Anybody doing the one-man show? Strictly acoustic? A mix of both (electric and acoustic)? What's your set up? Website? evilGuitar:


----------



## Hinrich (Feb 12, 2006)

*one man show*

I used to do it when I started performing just to get used to playng in front of a crowd. My rig was just an acoustic, Boss RC20, Flanger and Chorus pedals run through teh p/a. I did classic and modern rock covers, a few origs, just rhythm acoustic and very simple lead (Wish You Were Here solo was the most complex I'd get) I made from $75 - $120 per night depending on the tips.

I did this in coffee houses, then I found a band. Since I started gigging in a full rock band, going back to solo shows lost it's appeal but I still host open stages every other month.


----------



## bucky (Mar 4, 2006)

http://youtube.com/watch?v=m5f957EyrRU&search=KT Tunstall


----------



## Hinrich (Feb 12, 2006)

Does anyone know what rig she's using? My RC20 can do that.


----------



## Mahogany Martin (Mar 2, 2006)

I guess I need to be politically-correct; One person show? or One musician Show? How about Onesome show?  

Noone likes to be *compared* but she's kinda Lucinda Williams-ish. She's good.


----------



## bucky (Mar 4, 2006)

ofender said:


> I guess I need to be politically-correct; One person show? or One musician Show? How about Onesome show?
> 
> Noone likes to be *compared* but she's kinda Lucinda Williams-ish. She's good.
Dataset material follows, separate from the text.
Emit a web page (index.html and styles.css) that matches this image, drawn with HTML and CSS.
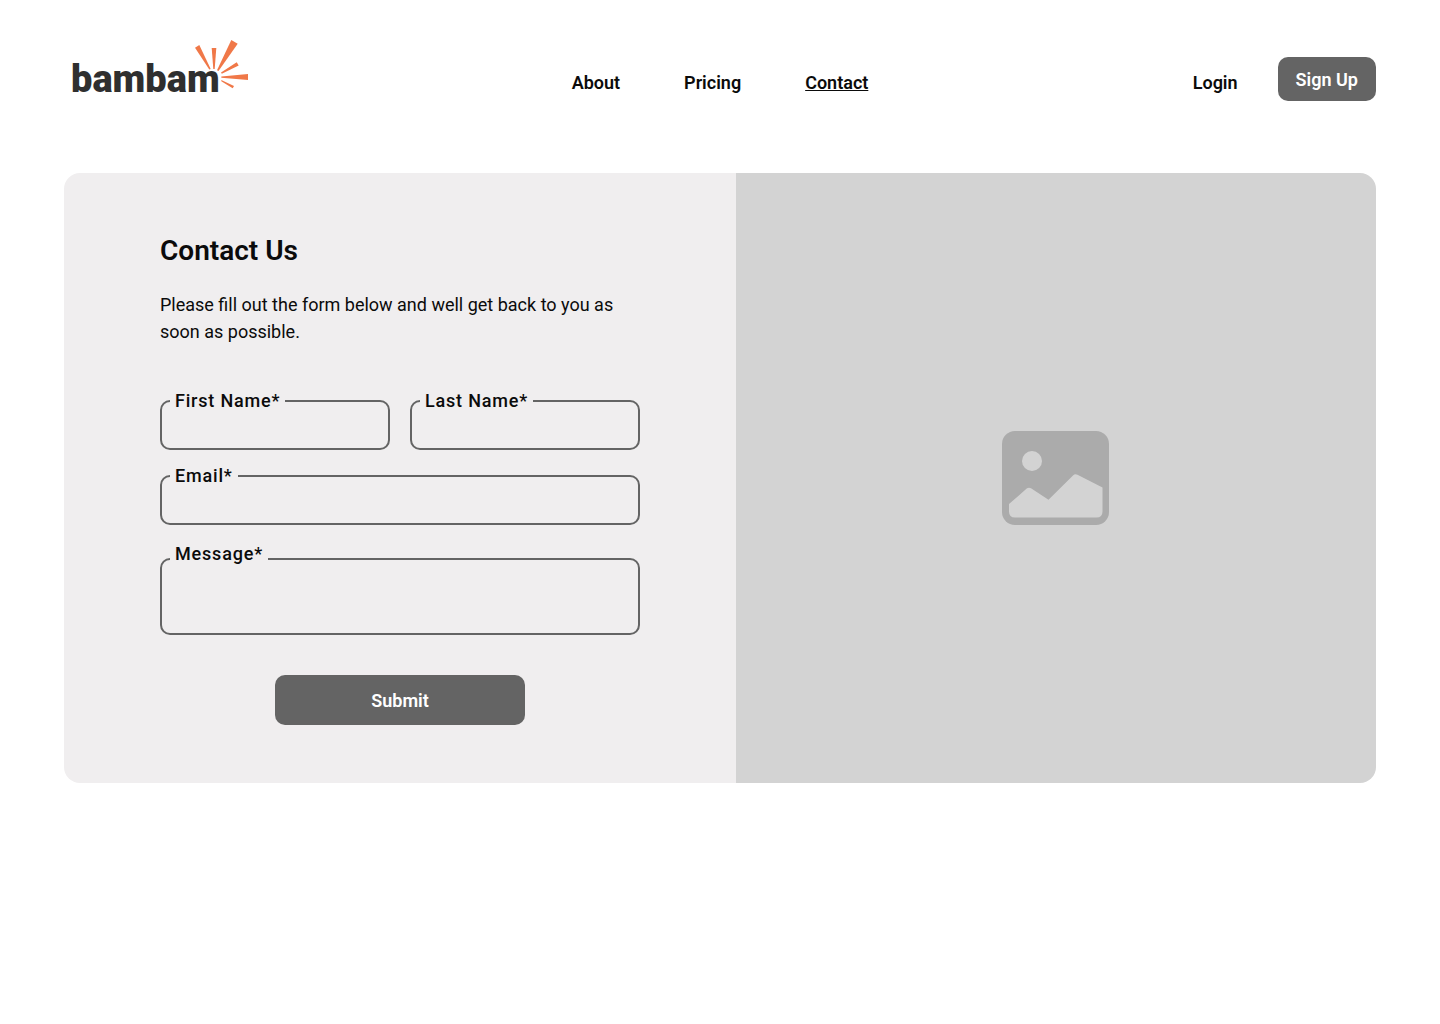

Haha, no I didn't mean it like that. I just thought it was a good performance, and she was doing the one man show thing.


----------



## Mahogany Martin (Mar 2, 2006)

I know. I was just being a smarta$$. I suppose until *one of them* tell otherwise, it's still a one man show


----------



## Guest (Apr 17, 2006)

I've been playing in Southern Ontario for a while. There are plans for a tour this summer. www.markvida.com


----------



## Mahogany Martin (Mar 2, 2006)

twoheadedboy said:


> I've been playing in Southern Ontario for a while. There are plans for a tour this summer. www.markvida.com


I like your songs twoheadedboy (Mark). Did you get enough new material to record an EP? Are you planning this tour as a one-man show?


----------



## Hinrich (Feb 12, 2006)

For those in the York Region area, I just caught Grant Fullerton (Lighthouse) last Saturday night in Mt. Albert. First time I ever saw him both on the acoustic with a foot controlled drum machine, but also by himself on stage.

Made me want to get back into solo gigs but his lead blows me out of the water which is why I joined a band!

http://www.grantfullerton.com/


----------